— START —

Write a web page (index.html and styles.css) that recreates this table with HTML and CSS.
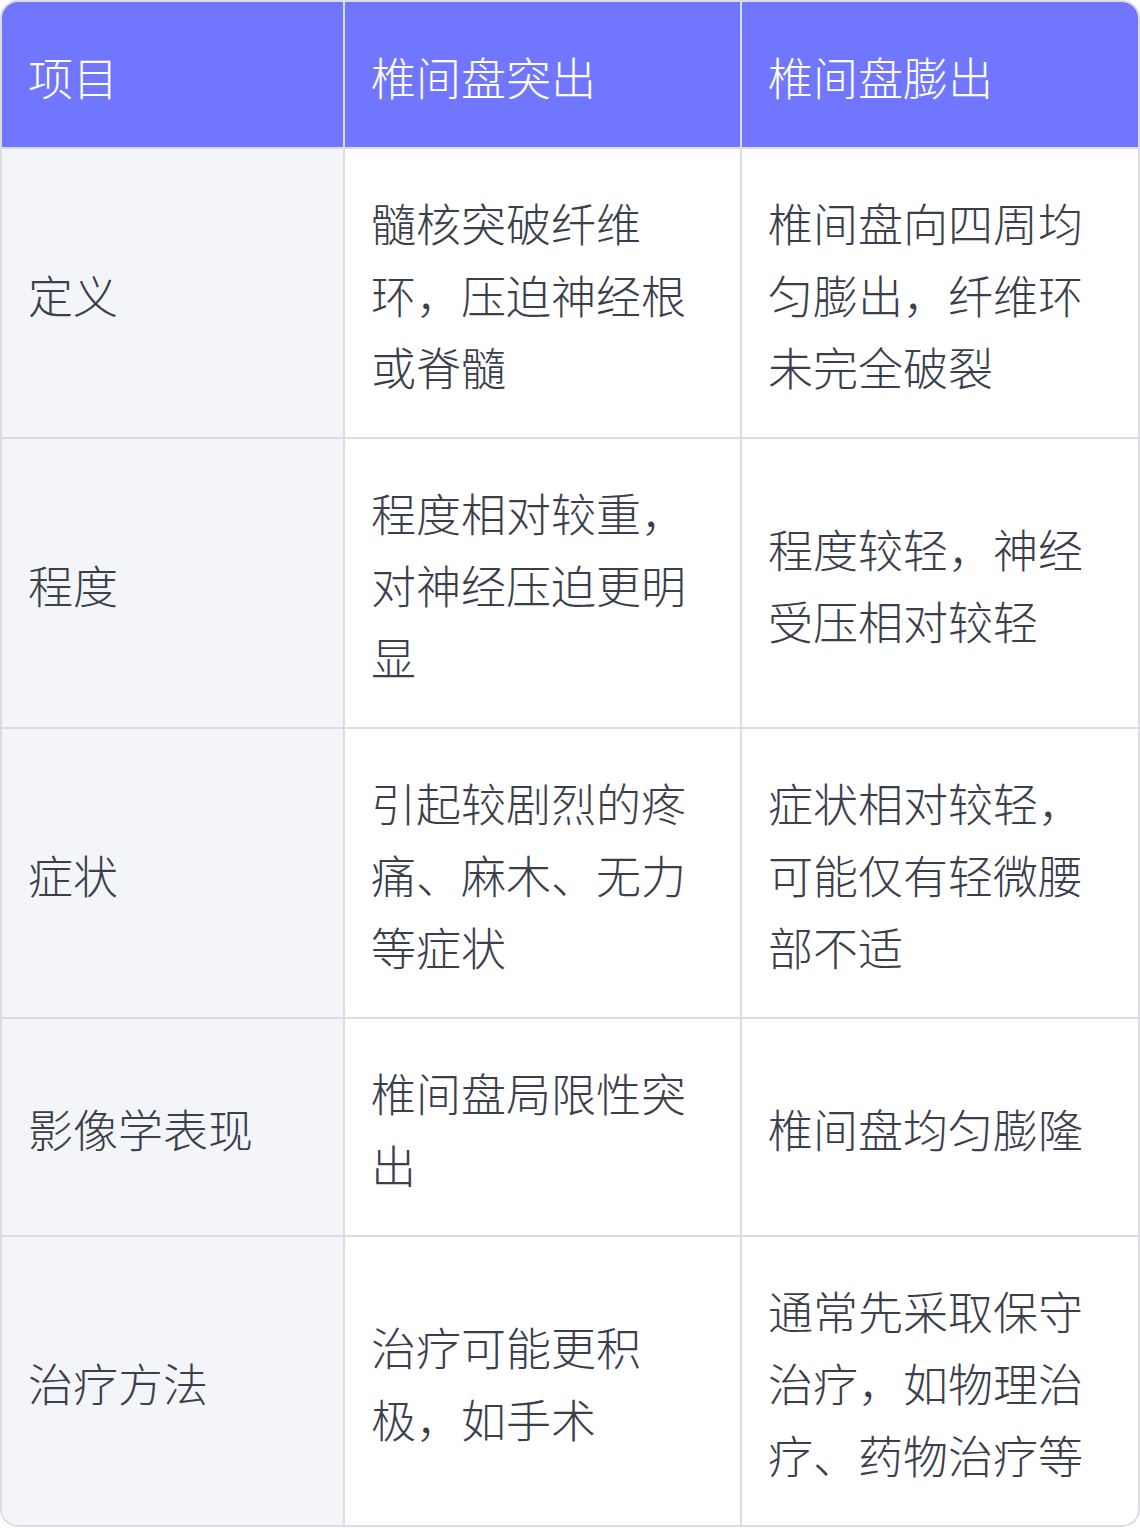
FILE: index.html
```html
<!DOCTYPE html>
<html lang="zh-CN">
<head>
<meta charset="utf-8">
<link rel="stylesheet" href="styles.css">
</head>
<body>
<div class="wrap">
<table class="cmp">
<colgroup><col class="c1"><col class="c2"><col class="c3"></colgroup>
<thead>
<tr><th>项目</th><th>椎间盘突出</th><th>椎间盘膨出</th></tr>
</thead>
<tbody>
<tr><td>定义</td><td>髓核突破纤维环，压迫神经根或脊髓</td><td>椎间盘向四周均匀膨出，纤维环未完全破裂</td></tr>
<tr><td>程度</td><td>程度相对较重，对神经压迫更明显</td><td>程度较轻，神经受压相对较轻</td></tr>
<tr><td>症状</td><td>引起较剧烈的疼痛、麻木、无力等症状</td><td>症状相对较轻，可能仅有轻微腰部不适</td></tr>
<tr><td>影像学表现</td><td>椎间盘局限性突出</td><td>椎间盘均匀膨隆</td></tr>
<tr><td>治疗方法</td><td>治疗可能更积极，如手术</td><td>通常先采取保守治疗，如物理治疗、药物治疗等</td></tr>
</tbody>
</table>
</div>
</body>
</html>
```
FILE: styles.css
```css
html, body {
  margin: 0;
  padding: 0;
  background: #ffffff;
}
.wrap {
  width: 1140px;
  box-sizing: border-box;
  border: 2px solid #dcdde2;
  border-radius: 18px;
  overflow: hidden;
}
.cmp {
  width: 100%;
  table-layout: fixed;
  border-collapse: separate;
  border-spacing: 0;
  font-family: "Noto Sans CJK SC", "Noto Sans", sans-serif;
  font-size: 45px;
  font-weight: 300;
  line-height: 72px;
  color: #3b3e4b;
}
.c1 { width: 343px; }
.c2 { width: 397px; }
.cmp th, .cmp td {
  padding: 38px 28px 34px 26px;
  text-align: left;
  vertical-align: middle;
  font-weight: 300;
  border-right: 2px solid #dcdde2;
  border-bottom: 2px solid #dcdde2;
  word-break: break-all;
}
.cmp th {
  padding-top: 39px;
  background: #7176ff;
  color: #ffffff;
}
.cmp th:last-child, .cmp td:last-child { border-right: 0; }
.cmp tbody tr:last-child td { border-bottom: 0; }
.cmp td:first-child {
  background: #f4f5f9;
}
.cmp td {
  background: #ffffff;
}
```
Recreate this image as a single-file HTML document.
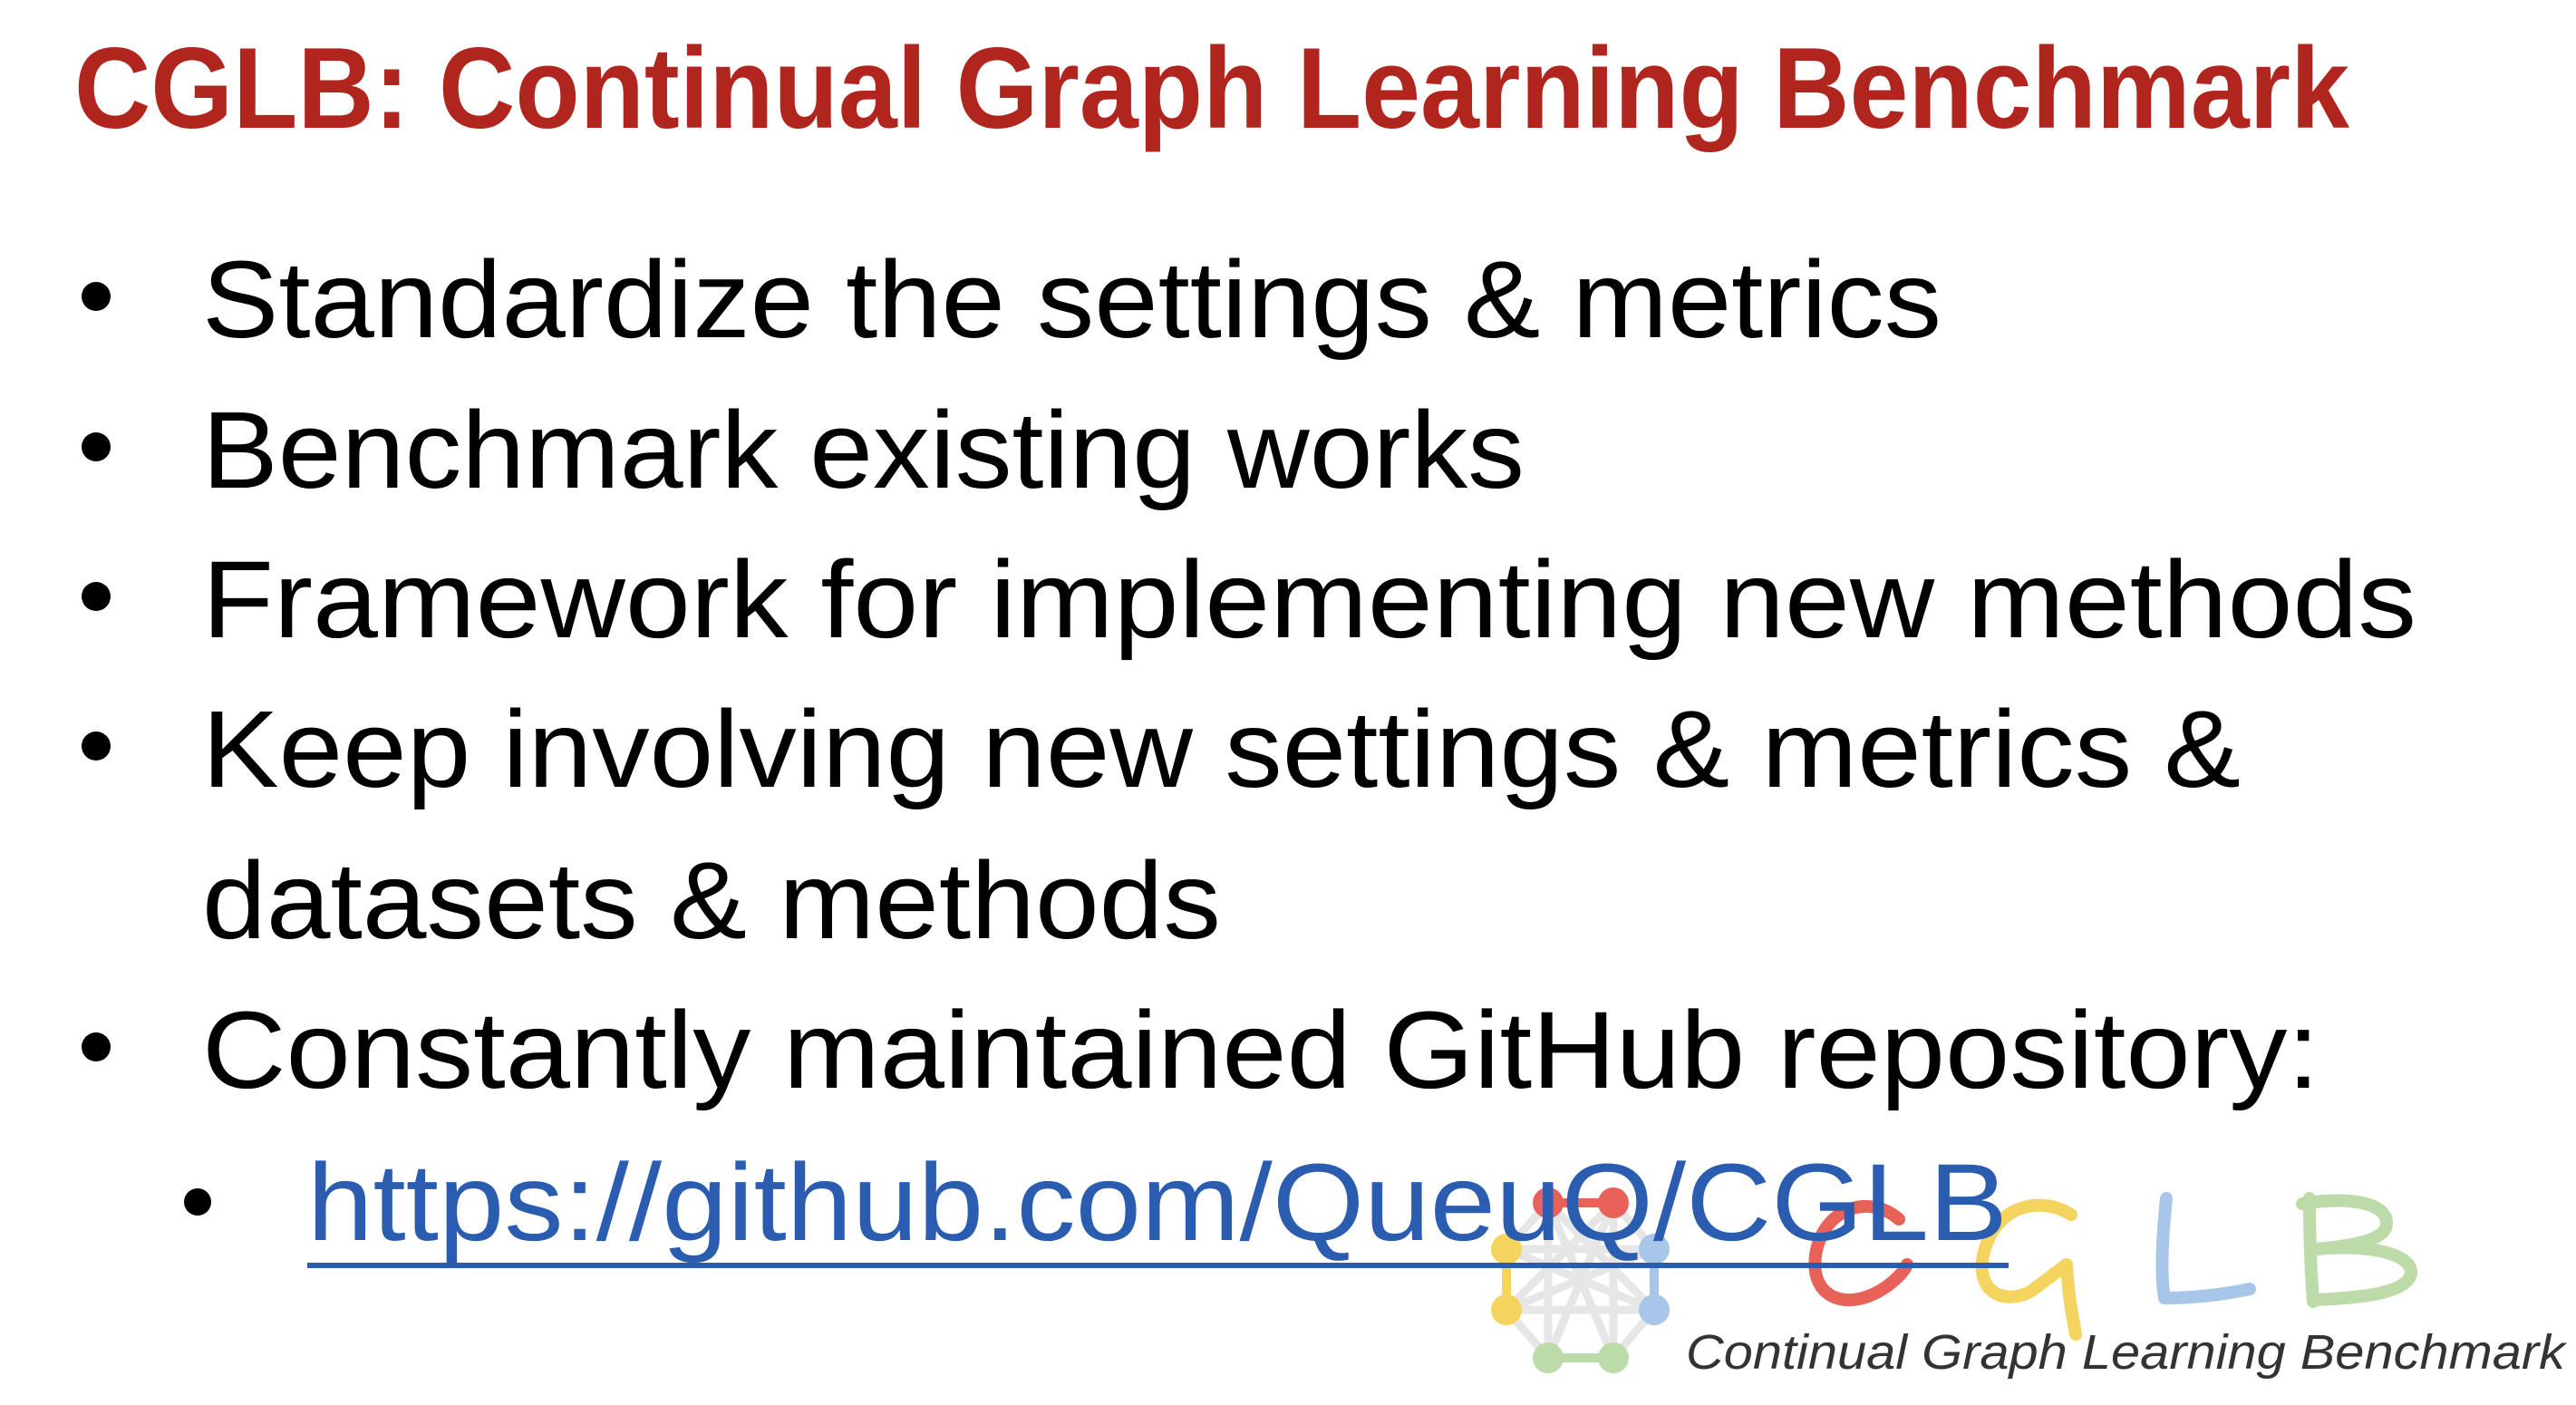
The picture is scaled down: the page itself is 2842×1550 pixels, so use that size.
<!DOCTYPE html>
<html><head><meta charset="utf-8"><style>
html,body{margin:0;padding:0;background:#fff;width:2842px;height:1550px;overflow:hidden}
svg{display:block}
</style></head><body>
<svg width="2842" height="1550" viewBox="0 0 2842 1550" xmlns="http://www.w3.org/2000/svg">
<rect width="2842" height="1550" fill="#fff"/>
<g stroke="#e6e6e6" stroke-width="9" fill="none">
<line x1="1662" y1="1378" x2="1825" y2="1378"/>
<line x1="1662" y1="1445" x2="1825" y2="1445"/>
<line x1="1662" y1="1378" x2="1825" y2="1445"/>
<line x1="1662" y1="1445" x2="1825" y2="1378"/>
<line x1="1708" y1="1327" x2="1780" y2="1498"/>
<line x1="1780" y1="1327" x2="1708" y2="1498"/>
<line x1="1708" y1="1327" x2="1708" y2="1498"/>
<line x1="1780" y1="1327" x2="1780" y2="1498"/>
<line x1="1708" y1="1327" x2="1662" y2="1378"/>
<line x1="1780" y1="1327" x2="1825" y2="1378"/>
<line x1="1662" y1="1445" x2="1708" y2="1498"/>
<line x1="1825" y1="1445" x2="1780" y2="1498"/>
<line x1="1708" y1="1327" x2="1825" y2="1445"/>
<line x1="1780" y1="1327" x2="1662" y2="1445"/>
</g>
<line x1="1708" y1="1327" x2="1780" y2="1327" stroke="#e8625a" stroke-width="10"/>
<line x1="1662" y1="1378" x2="1662" y2="1445" stroke="#f4d35e" stroke-width="10"/>
<line x1="1825" y1="1378" x2="1825" y2="1445" stroke="#a8c6e8" stroke-width="10"/>
<line x1="1708" y1="1498" x2="1780" y2="1498" stroke="#bddaa9" stroke-width="10"/>
<circle cx="1708" cy="1327" r="17" fill="#e8625a"/><circle cx="1780" cy="1327" r="17" fill="#e8625a"/>
<circle cx="1662" cy="1378" r="17" fill="#f4d35e"/><circle cx="1662" cy="1445" r="17" fill="#f4d35e"/>
<circle cx="1825" cy="1378" r="17" fill="#a8c6e8"/><circle cx="1825" cy="1445" r="17" fill="#a8c6e8"/>
<circle cx="1708" cy="1498" r="17" fill="#bddaa9"/><circle cx="1780" cy="1498" r="17" fill="#bddaa9"/>
<g fill="none" stroke-linecap="round" stroke-linejoin="round" stroke-width="14">
<path d="M2095 1345 C2060 1315 2010 1335 2003 1385 C1998 1425 2025 1440 2055 1432 C2080 1425 2100 1405 2104 1395" stroke="#e8625a"/>
<path d="M2285 1340 C2250 1318 2200 1330 2188 1385 C2180 1425 2210 1440 2240 1425 L2280 1395 C2282 1430 2286 1450 2290 1472" stroke="#f4d35e"/>
<path d="M2390 1322 C2385 1370 2384 1410 2388 1432 C2420 1432 2455 1428 2482 1422" stroke="#a8c6e8"/>
<path d="M2548 1322 C2548 1370 2550 1410 2552 1436 M2540 1328 C2600 1318 2640 1330 2632 1355 C2625 1370 2590 1375 2555 1378 C2620 1372 2662 1385 2660 1405 C2655 1428 2600 1432 2553 1434" stroke="#bddaa9"/>
</g>
<text x="1860" y="1510" font-family="Liberation Sans, sans-serif" font-style="italic" font-size="54" fill="#333" textLength="970" lengthAdjust="spacingAndGlyphs">Continual Graph Learning Benchmark</text>
<text x="82" y="141" font-family="Liberation Sans, sans-serif" font-weight="bold" font-size="127" fill="#b1251f" textLength="2510" lengthAdjust="spacingAndGlyphs">CGLB: Continual Graph Learning Benchmark</text>
<g fill="#000">
<circle cx="106" cy="327" r="16"/><circle cx="106" cy="493" r="16"/><circle cx="106" cy="658" r="16"/>
<circle cx="106" cy="823" r="16"/><circle cx="106" cy="1155" r="16"/><circle cx="218" cy="1326" r="15"/>
</g>
<g font-family="Liberation Sans, sans-serif" font-size="121" fill="#000">
<text x="223" y="372" textLength="1919" lengthAdjust="spacingAndGlyphs">Standardize the settings &amp; metrics</text>
<text x="223" y="538" textLength="1459" lengthAdjust="spacingAndGlyphs">Benchmark existing works</text>
<text x="223" y="703" textLength="2443" lengthAdjust="spacingAndGlyphs">Framework for implementing new methods</text>
<text x="223" y="868" textLength="2249" lengthAdjust="spacingAndGlyphs">Keep involving new settings &amp; metrics &amp;</text>
<text x="223" y="1035" textLength="1124" lengthAdjust="spacingAndGlyphs">datasets &amp; methods</text>
<text x="223" y="1200" textLength="2336" lengthAdjust="spacingAndGlyphs">Constantly maintained GitHub repository:</text>
<text x="339" y="1368" fill="#2a5db0" textLength="1876" lengthAdjust="spacingAndGlyphs">https://github.com/QueuQ/CGLB</text>
</g>
<rect x="339" y="1393" width="1877" height="6" fill="#2a5db0"/>
</svg>
</body></html>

— END —

--- OBJECTIVE ---
Return all lines containing "styles".

--- EXERCISE RESULT ---
Write a web page (index.html and styles.css) that recreates this table with HTML and CSS.
<link rel="stylesheet" href="styles.css">
FILE: styles.css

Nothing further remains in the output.